- [Information provided]:
* begin *
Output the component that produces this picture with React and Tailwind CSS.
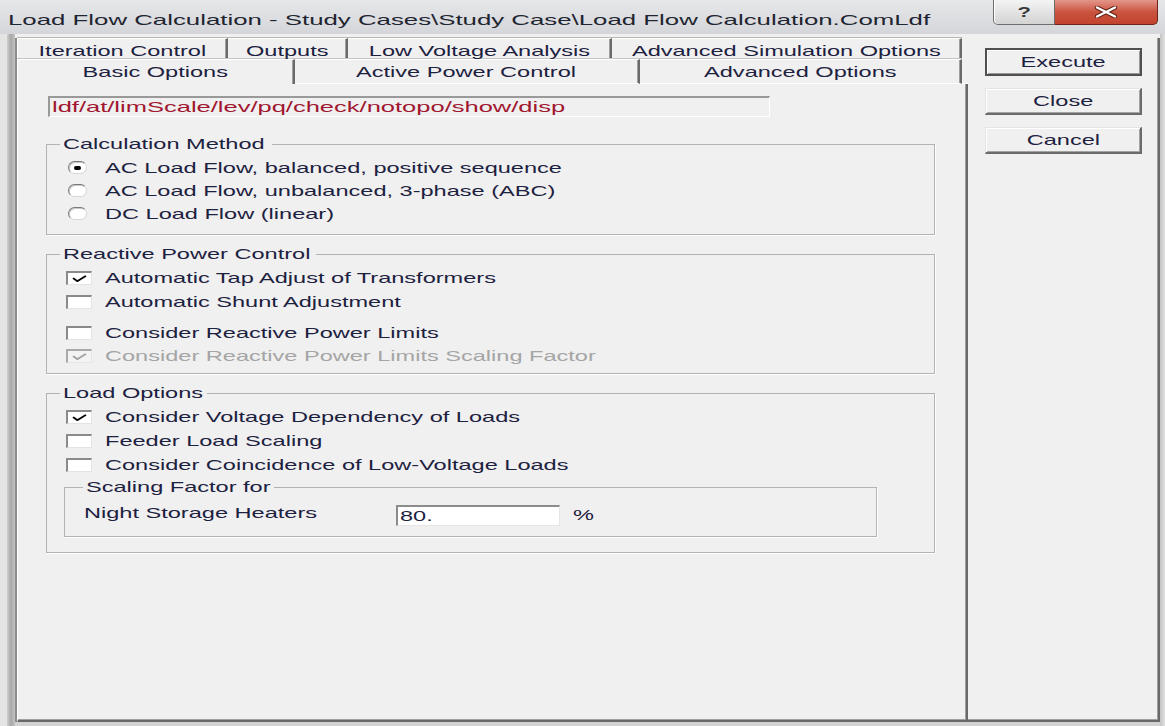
import React from 'react';

// Dialog text is drawn wide, so every label is stretched horizontally
const S = ({ children, k = 'scale-x-[1.57]', className = '' }) => (
  <span className={`inline-block align-top whitespace-nowrap origin-left leading-[18px] ${k} ${className}`}>{children}</span>
);

const SC = ({ children, className = '' }) => (
  <span className={`inline-block align-top whitespace-nowrap origin-center scale-x-[1.57] leading-[18px] ${className}`}>{children}</span>
);

const backTabs = [
  { label: 'Iteration Control', w: 'w-[211px]' },
  { label: 'Outputs', w: 'w-[120px]' },
  { label: 'Low Voltage Analysis', w: 'w-[264px]' },
  { label: 'Advanced Simulation Options', w: 'w-[350px]' },
];

const frontTabs = [
  { label: 'Basic Options', w: 'w-[278px]', active: true },
  { label: 'Active Power Control', w: 'w-[345px]' },
  { label: 'Advanced Options', w: 'w-[322px]' },
];

const Group = ({ label, lw, className = '', children }) => (
  <fieldset className={`border border-[#b3b3b3] shadow-[1px_1px_0_#ffffff] ${className}`}>
    <legend className={`ml-[13px] px-[3px] h-[18px] leading-[18px] ${lw}`}>
      <S>{label}</S>
    </legend>
    {children}
  </fieldset>
);

const Radio = ({ checked }) => (
  <span className="w-[19px] h-[13px] rounded-full bg-white border border-t-[#7a7a7a] border-l-[#7a7a7a] border-r-[#d6d6d6] border-b-[#d6d6d6] shadow-[inset_1px_1px_0_#c8c8c8] flex items-center justify-center shrink-0">
    {checked && <span className="w-[7px] h-[4px] rounded-full bg-black" />}
  </span>
);

const Check = ({ checked, disabled }) => (
  <span
    className={`w-[26px] h-[14px] border-t-2 border-l-2 border-r border-b flex items-center justify-center shrink-0 ${
      disabled
        ? 'bg-[#f3f3f3] border-t-[#a9a9a9] border-l-[#a9a9a9] border-r-[#e6e6e6] border-b-[#e6e6e6]'
        : 'bg-white border-t-[#8a8a8a] border-l-[#8a8a8a] border-r-[#e3e3e3] border-b-[#e3e3e3]'
    }`}
  >
    {checked && (
      <svg viewBox="0 0 14 8" preserveAspectRatio="none" className="w-[15px] h-[7px]">
        <path d="M1 3.6 L5 7 L13 1" fill="none" stroke={disabled ? '#a0a0a0' : '#000'} strokeWidth="2" />
      </svg>
    )}
  </span>
);

const CheckRow = ({ label, checked, disabled, className = '' }) => (
  <div className={`h-[24px] flex items-center pl-[19px] ${className}`}>
    <Check checked={checked} disabled={disabled} />
    <S className={`ml-[13px] ${disabled ? 'text-[#a5a5a5]' : ''}`}>{label}</S>
  </div>
);

const RadioRow = ({ label, checked }) => (
  <div className="h-[23px] flex items-center pl-[21px]">
    <Radio checked={checked} />
    <S className="ml-[18px]">{label}</S>
  </div>
);

const Button = ({ label, isDefault, className = '' }) => (
  <div
    className={`w-[157px] flex items-center justify-center bg-[#f0f0f0] ${
      isDefault
        ? 'h-[28px] border-2 border-[#505050] shadow-[inset_1px_1px_0_#ffffff,inset_-1px_-1px_0_#9a9a9a]'
        : 'h-[27px] border-t border-l border-t-[#e4e4e4] border-l-[#e4e4e4] border-r-2 border-b-2 border-r-[#6b6b6b] border-b-[#6b6b6b] shadow-[inset_1px_1px_0_#ffffff,inset_-1px_-1px_0_#a3a3a3]'
    } ${className}`}
  >
    <SC>{label}</SC>
  </div>
);

export default function App() {
  return (
    <div className="w-[1165px] h-[726px] overflow-hidden bg-[#f0f0f0] text-[15px] text-[#1d2140] font-['Liberation_Sans',Arial,sans-serif] flex flex-col">
      {/* title bar */}
      <div className="h-[34px] flex items-start bg-linear-to-b from-[#e6e7e9] to-[#d4d6d9] shrink-0">
        <div className="flex-1 pl-[8px] pt-[11px]">
          <S k="scale-x-[1.72]" className="text-[#1f2530]">
            {'Load Flow Calculation - Study Cases\\Study Case\\Load Flow Calculation.ComLdf'}
          </S>
        </div>
        <div className="w-[62px] h-[25px] rounded-bl-[5px] border border-t-0 border-[#6d6d6d] bg-linear-to-b from-[#f4f4f4] to-[#d3d3d3] shadow-[inset_1px_0_0_#ffffff] flex items-center justify-center">
          <SC className="text-[14px] font-bold text-[#3a3a3a]">?</SC>
        </div>
        <div className="w-[103px] h-[25px] rounded-br-[5px] border border-t-0 border-l-0 border-[#6e2418] bg-linear-to-b from-[#e3968a] via-[#c9533e] to-[#c2432d] flex items-center justify-center">
          <svg viewBox="0 0 26 12" preserveAspectRatio="none" className="w-[26px] h-[12px]">
            <path d="M4 1.5 L22 10.5 M22 1.5 L4 10.5" stroke="#5b1d12" strokeWidth="4.2" strokeLinecap="round" />
            <path d="M4 1.5 L22 10.5 M22 1.5 L4 10.5" stroke="#ffffff" strokeWidth="2.4" strokeLinecap="round" />
          </svg>
        </div>
        <div className="w-[7px]" />
      </div>

      <div className="flex flex-1">
        {/* left window frame */}
        <div className="w-[15px] flex">
          <div className="w-[7px] bg-[#e4e4e4]" />
          <div className="w-[8px] bg-linear-to-r from-[#cfcfcf] via-[#a8a8a8] to-[#c4c4c4]" />
        </div>

        <div className="flex flex-col flex-1">
          <div className="h-[4px]" />
          <div className="flex h-[684px]">
            {/* tab control */}
            <div className="w-[953px] flex flex-col border-l-2 border-l-[#8c8c8c]">
              <div className="h-[21px] flex">
                {backTabs.map((t, i) => (
                  <div
                    key={t.label}
                    className={`${t.w} h-full flex items-center justify-center pt-[3px] border-t border-t-white border-r-2 border-r-[#6a6a6a] shadow-[0_-1px_0_#b8b8b8,inset_-1px_0_0_#a0a0a0] ${
                      i === 0 ? 'border-l border-l-white' : ''
                    }`}
                  >
                    <SC>{t.label}</SC>
                  </div>
                ))}
              </div>
              <div className="h-[25px] flex">
                {frontTabs.map((t, i) => (
                  <div
                    key={t.label}
                    className={`${t.w} h-full flex items-center justify-center border-t border-t-white border-r-2 border-r-[#6a6a6a] shadow-[0_-1px_0_#c4c4c4,inset_-1px_0_0_#a0a0a0] ${
                      i === 0 ? 'border-l border-l-white' : ''
                    } ${t.active ? '' : 'border-b border-b-white'}`}
                  >
                    <SC>{t.label}</SC>
                  </div>
                ))}
                <div className="flex-1 border-b border-b-white" />
              </div>

              {/* Basic Options page */}
              <div className="flex-1 flex flex-col border-l border-l-white border-r-2 border-r-[#696969] border-b-2 border-b-[#696969] shadow-[inset_-1px_-1px_0_#a0a0a0] pl-[28px] pt-[12px]">
                <div className="ml-[2px] w-[722px] h-[21px] border-t-2 border-l-2 border-t-[#999999] border-l-[#999999] border-r border-b border-r-white border-b-white flex items-center pl-[2px]">
                  <S k="scale-x-[1.7]" className="text-[#a0172f]">ldf/at/limScale/lev/pq/check/notopo/show/disp</S>
                </div>

                <Group label="Calculation Method" lw="w-[212px]" className="w-[889px] mt-[18px]">
                  <div className="pt-[3px] pb-[9px]">
                    <RadioRow label="AC Load Flow, balanced, positive sequence" checked />
                    <RadioRow label="AC Load Flow, unbalanced, 3-phase (ABC)" />
                    <RadioRow label="DC Load Flow (linear)" />
                  </div>
                </Group>

                <Group label="Reactive Power Control" lw="w-[256px]" className="w-[889px] mt-[10px]">
                  <div className="pt-[3px] pb-[6px]">
                    <CheckRow label="Automatic Tap Adjust of Transformers" checked />
                    <CheckRow label="Automatic Shunt Adjustment" />
                    <CheckRow label="Consider Reactive Power Limits" className="mt-[7px]" />
                    <div className="h-[22px] flex items-center pl-[19px]">
                      <Check checked disabled />
                      <S className="ml-[13px] text-[#a5a5a5]">Consider Reactive Power Limits Scaling Factor</S>
                    </div>
                  </div>
                </Group>

                <Group label="Load Options" lw="w-[147px]" className="w-[889px] mt-[10px]">
                  <div className="pt-[3px] pb-[15px]">
                    <CheckRow label="Consider Voltage Dependency of Loads" checked />
                    <CheckRow label="Feeder Load Scaling" />
                    <CheckRow label="Consider Coincidence of Low-Voltage Loads" />

                    <fieldset className="ml-[17px] mt-[1px] w-[813px] border border-[#b3b3b3] shadow-[1px_1px_0_#ffffff]">
                      <legend className="ml-[18px] px-[3px] h-[18px] leading-[18px] w-[191px]">
                        <S>Scaling Factor for</S>
                      </legend>
                      <div className="pt-[7px] pb-[9px]">
                        <div className="h-[24px] flex items-center pl-[19px]">
                          <div className="w-[312px]">
                            <S>Night Storage Heaters</S>
                          </div>
                          <div className="w-[164px] h-[21px] bg-white border-t-2 border-l-2 border-t-[#8c8c8c] border-l-[#8c8c8c] border-r border-b border-r-[#e6e6e6] border-b-[#e6e6e6] flex items-center pl-[2px]">
                            <S>80.</S>
                          </div>
                          <S className="ml-[13px]">%</S>
                        </div>
                      </div>
                    </fieldset>
                  </div>
                </Group>
              </div>
            </div>

            {/* command buttons */}
            <div className="w-[192px] flex flex-col items-start border-r-2 border-b-2 border-r-[#696969] border-b-[#696969] shadow-[inset_-1px_-1px_0_#a0a0a0] pl-[17px] pt-[10px]">
              <Button label="Execute" isDefault />
              <Button label="Close" className="mt-[12px]" />
              <Button label="Cancel" className="mt-[12px]" />
            </div>
          </div>
          <div className="h-[4px] bg-[#d2d2d2]" />
        </div>

        {/* right window frame */}
        <div className="w-[5px] bg-linear-to-r from-[#c4c4c4] to-[#e2e2e2]" />
      </div>
    </div>
  );
}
* end *
- [Your goal]: Repeat the lines exactly as they stand, from the opening line of the data through the line with "import React from 'react';". Pictures stay out of the copy.

- [Finished task]:
Output the component that produces this picture with React and Tailwind CSS.
import React from 'react';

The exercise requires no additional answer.